After all, it could do with the encouragement here too, being under the same threat from garden fences, pesticides and that modern-day T Rex, the car, as it is in Britain.
This in turn set me wondering when, if ever, the hedgehog had been debated in the Dáil. And I was pleasantly surprised to find (via the Oireachtas database) that it has featured fairly often, albeit usually in passing and sometimes in disparaging ways.
During a 1968 strike of artificial inseminators, for example, a TD asked the minister for agriculture sarcastically if the part-time AI men were supposed to “roll up like hedgehogs for three or four months” of every year.
In fact, that was an underestimate of the hedgehog’s sleeping powers, because it hibernates for six months (October to March), in the process lowering its heart rate from 240 beats a minute to a barely-alive two. Surely, in considering its suitability as a symbol, such mastery of hibernation should not disqualify it in a country called Hibernia?

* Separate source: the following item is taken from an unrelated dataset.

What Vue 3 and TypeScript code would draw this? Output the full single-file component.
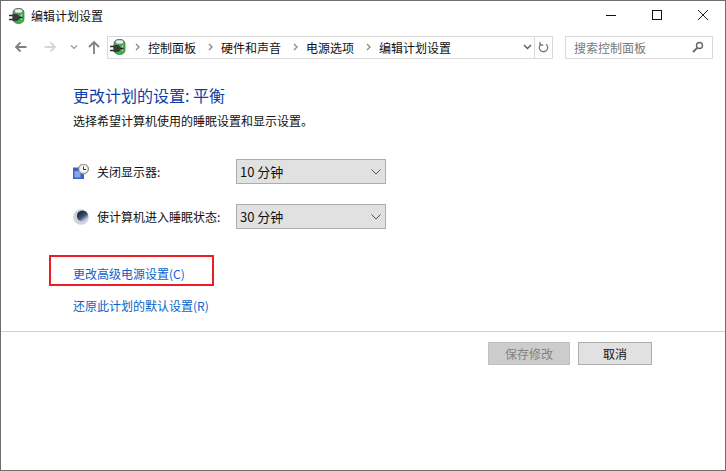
<script setup lang="ts">
const crumbs: string[] = ['控制面板', '硬件和声音', '电源选项', '编辑计划设置']
const settings = [
  { label: '关闭显示器:', value: '10 分钟', icon: 'monitor' },
  { label: '使计算机进入睡眠状态:', value: '30 分钟', icon: 'moon' },
]
</script>

<template>
  <div class="window">
    <header class="titlebar">
      <svg class="plug" width="16" height="16" viewBox="0 0 16 16">
        <path d="M4 4.500C4 2 6.500 .5 9.500 .5S15 2 15 4.500v6.500c0 2.800-2.300 4.500-5.500 4.500S4 13.800 4 11z" fill="#3fb04a" stroke="#2c7a38" stroke-width=".7" />
        <ellipse cx="9.500" cy="3" rx="4.500" ry="2.300" fill="#e6ece6" stroke="#5a5a5a" stroke-width=".8" />
        <path d="M12.500 6v6" stroke="#a6e0a8" stroke-width="1.200" />
        <path d="M0 7.500h4.500M0 11.500h4.500" stroke="#2e2e2e" stroke-width="1.300" />
        <path d="M3.500 6h3.500c2 0 3.500 1.300 3.500 3.500S9 13 7 13H3.500z" fill="#3a3a3a" />
        <path d="M10 9.500h3.500" stroke="#222" stroke-width="1.500" />
      </svg>
      <span class="title">编辑计划设置</span>
      <div class="controls">
        <svg width="12" height="12" viewBox="0 0 12 12"><path d="M1 6.500h10" stroke="#111" /></svg>
        <svg width="12" height="12" viewBox="0 0 12 12"><rect x="1.500" y="1.500" width="9" height="9" fill="none" stroke="#111" /></svg>
        <svg width="12" height="12" viewBox="0 0 12 12"><path d="M1 1l10 10M11 1L1 11" stroke="#222" /></svg>
      </div>
    </header>

    <nav class="navbar">
      <div class="arrows">
        <svg width="13" height="12" viewBox="0 0 13 12"><path d="M12.500 6H2M6.500 1.500L2 6l4.500 4.500" fill="none" stroke="#808080" stroke-width="1.800" /></svg>
        <svg width="13" height="12" viewBox="0 0 13 12"><path d="M.5 6H11M6.500 1.500L11 6l-4.500 4.500" fill="none" stroke="#d6d6d6" stroke-width="1.800" /></svg>
        <svg width="8" height="6" viewBox="0 0 8 6"><path d="M1 1.500l3 3 3-3" fill="none" stroke="#999" stroke-width="1.200" /></svg>
        <svg width="12" height="14" viewBox="0 0 12 14"><path d="M6 14V2M1 7l5-5 5 5" fill="none" stroke="#808080" stroke-width="1.800" /></svg>
      </div>
      <div class="address">
        <svg class="plug" width="16" height="16" viewBox="0 0 16 16">
          <path d="M4 4.500C4 2 6.500 .5 9.500 .5S15 2 15 4.500v6.500c0 2.800-2.300 4.500-5.500 4.500S4 13.800 4 11z" fill="#3fb04a" stroke="#2c7a38" stroke-width=".7" />
          <ellipse cx="9.500" cy="3" rx="4.500" ry="2.300" fill="#e6ece6" stroke="#5a5a5a" stroke-width=".8" />
          <path d="M12.500 6v6" stroke="#a6e0a8" stroke-width="1.200" />
          <path d="M0 7.500h4.500M0 11.500h4.500" stroke="#2e2e2e" stroke-width="1.300" />
          <path d="M3.500 6h3.500c2 0 3.500 1.300 3.500 3.500S9 13 7 13H3.500z" fill="#3a3a3a" />
          <path d="M10 9.500h3.500" stroke="#222" stroke-width="1.500" />
        </svg>
        <div class="crumbs">
          <template v-for="c in crumbs" :key="c">
            <svg class="sep" width="5" height="8" viewBox="0 0 5 8"><path d="M1 1l3 3-3 3" fill="none" stroke="#888" stroke-width="1.300" /></svg>
            <span>{{ c }}</span>
          </template>
        </div>
        <svg class="drop" width="9" height="6" viewBox="0 0 9 6"><path d="M1 1l3.500 3.500L8 1" fill="none" stroke="#555" stroke-width="1.300" /></svg>
        <div class="refresh">
          <svg width="11" height="13" viewBox="0 0 11 13"><path d="M3 3.200a4.200 4.200 0 1 0 5 0M2 1v3h3.200" fill="none" stroke="#777" stroke-width="1.300" /></svg>
        </div>
      </div>
      <div class="search">
        <span>搜索控制面板</span>
        <svg width="12" height="12" viewBox="0 0 12 12"><circle cx="7.500" cy="4.500" r="3" fill="none" stroke="#666" stroke-width="1.400" /><path d="M5.200 6.800L1 11" stroke="#666" stroke-width="1.800" /></svg>
      </div>
    </nav>

    <main class="content">
      <h1>更改计划的设置: 平衡</h1>
      <p class="hint">选择希望计算机使用的睡眠设置和显示设置。</p>

      <div class="settings">
        <div v-for="s in settings" :key="s.icon" class="row">
          <svg v-if="s.icon === 'monitor'" class="ico" width="16" height="16" viewBox="0 0 16 16">
            <path d="M0 3.500h11V15H0z" fill="#3a62c6" />
            <path d="M1.500 7h6v6.500h-6z" fill="#86a6ea" />
            <circle cx="10.500" cy="5" r="5" fill="#dcdcdc" stroke="#808080" />
            <circle cx="10.500" cy="5" r="3.300" fill="#fafafa" />
            <path d="M10.500 2.500V5.500H13" fill="none" stroke="#333" />
          </svg>
          <svg v-else class="ico" width="16" height="16" viewBox="0 0 16 16">
            <defs>
              <linearGradient id="m" x1=".3" y1=".1" x2=".85" y2=".9">
                <stop offset="0" stop-color="#23283a" />
                <stop offset=".5" stop-color="#3c4c70" />
                <stop offset="1" stop-color="#dbe6fb" />
              </linearGradient>
            </defs>
            <circle cx="8" cy="8" r="7.800" fill="#cdd2db" />
            <circle cx="9.500" cy="7" r="5.600" fill="url(#m)" />
          </svg>
          <span class="label">{{ s.label }}</span>
          <div class="select">
            <span>{{ s.value }}</span>
            <svg width="10" height="6" viewBox="0 0 10 6"><path d="M.5 .5L5 5 9.500 .5" fill="none" stroke="#555" /></svg>
          </div>
        </div>
      </div>

      <div class="highlight"><a>更改高级电源设置(C)</a></div>
      <a class="restore">还原此计划的默认设置(R)</a>
    </main>

    <footer class="footer">
      <button class="btn disabled">保存修改</button>
      <button class="btn">取消</button>
    </footer>
  </div>
</template>

<style>
html, body { margin: 0; background: #fff; }
</style>

<style scoped>
.window {
  box-sizing: border-box;
  width: 726px;
  height: 471px;
  border: 1px solid #6e6e6e;
  background: #fff;
  font-family: "Noto Sans CJK SC", "Noto Sans", sans-serif;
  font-size: 12px;
  color: #111;
  display: flex;
  flex-direction: column;
  overflow: hidden;
}
.titlebar {
  height: 30px;
  display: flex;
  align-items: center;
  padding-left: 8px;
  flex: none;
}
.title { margin-left: 6px; line-height: 16px; }
.controls {
  margin-left: auto;
  display: flex;
  align-items: center;
  gap: 34px;
  padding: 0 16px 2px 0;
}
.navbar {
  height: 22px;
  margin-top: 5px;
  display: flex;
  align-items: center;
  flex: none;
}
.arrows {
  width: 106px;
  box-sizing: border-box;
  padding-left: 13px;
  display: flex;
  align-items: center;
}
.arrows svg:nth-child(2) { margin-left: 17px; }
.arrows svg:nth-child(3) { margin-left: 13px; }
.arrows svg:nth-child(4) { margin-left: 10px; }
.address {
  box-sizing: border-box;
  width: 446px;
  height: 23px;
  border: 1px solid #d9d9d9;
  display: flex;
  align-items: center;
  padding-left: 2px;
}
.crumbs {
  display: flex;
  align-items: center;
  margin-left: 9px;
  gap: 8px;
}
.crumbs span { margin-right: 4px; }
.sep { flex: none; }
.drop { margin-left: auto; margin-right: 2px; }
.refresh {
  width: 17px;
  height: 21px;
  border-left: 1px solid #d9d9d9;
  display: flex;
  align-items: center;
  justify-content: center;
}
.search {
  box-sizing: border-box;
  width: 148px;
  height: 23px;
  margin-left: 12px;
  border: 1px solid #d9d9d9;
  display: flex;
  align-items: center;
  justify-content: space-between;
  padding: 0 8px;
  color: #777;
}
.content {
  flex: 1;
  padding: 25px 0 0 72px;
  position: relative;
}
h1 {
  margin: 0;
  font-size: 16px;
  font-weight: 400;
  line-height: 24px;
  color: #0c3ea8;
}
.hint { margin: 6px 0 0; line-height: 16px; }
.settings { margin-top: 30px; display: flex; flex-direction: column; gap: 20px; }
.row { display: flex; align-items: center; height: 25px; }
.ico { flex: none; }
.label { margin-left: 8px; width: 139px; flex: none; line-height: 16px; }
.select {
  box-sizing: border-box;
  width: 150px;
  height: 25px;
  background: #e1e1e1;
  border: 1px solid #adadad;
  display: flex;
  align-items: center;
  justify-content: space-between;
  padding: 0 4px 0 3px;
  font-size: 13px;
}
a { color: #0a62c9; display: block; line-height: 16px; }
.highlight {
  box-sizing: border-box;
  width: 165px;
  height: 31px;
  margin: 26px 0 0 -24px;
  border: 2px solid #ee1c25;
  padding: 9px 0 0 22px;
}
.highlight a { white-space: nowrap; }
.restore { margin-top: 12px; }
.footer {
  flex: none;
  height: 139px;
  box-sizing: border-box;
  border-top: 1px solid #cfcfcf;
  padding: 10px 73px 0 0;
  display: flex;
  justify-content: flex-end;
  align-items: flex-start;
  gap: 8px;
}
.btn {
  box-sizing: border-box;
  height: 23px;
  font: inherit;
  padding: 0;
  width: 74px;
  background: #e1e1e1;
  border: 1px solid #adadad;
  color: #111;
}
.btn.disabled {
  width: 82px;
  background: #cccccc;
  border-color: #bfbfbf;
  color: #838383;
}
</style>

Unfortunately, the hedgehog’s reputation as “vermin” lingers here too, although the great Myles na gCopaleen once leapt to its defence over exactly that slander.
Small and prickly himself, he probably felt an affinity with the animal. He also admired it for being “a tireless scavenger and, like newspapermen, a night worker”. So he listed its many virtues, marred only by a weakness for eating eggs and suggested that of any sensible person should keep one (“or preferably two”) in the garden.
But I suppose we already have the Irish elk as a national symbol (despite the drawbacks of its extinction and, before that, as Stephen Jay Gould pointed out, of its being neither Irish nor an elk). And next in line, probably, is the Irish mountain hare, also now a threat.
As for the poor hedgehog, maybe we’d help it more by just cutting down on our pesticides and cutting holes in our fences to let the critter pass unhindered. It’s the least we can do for a fellow former victim of imperialism.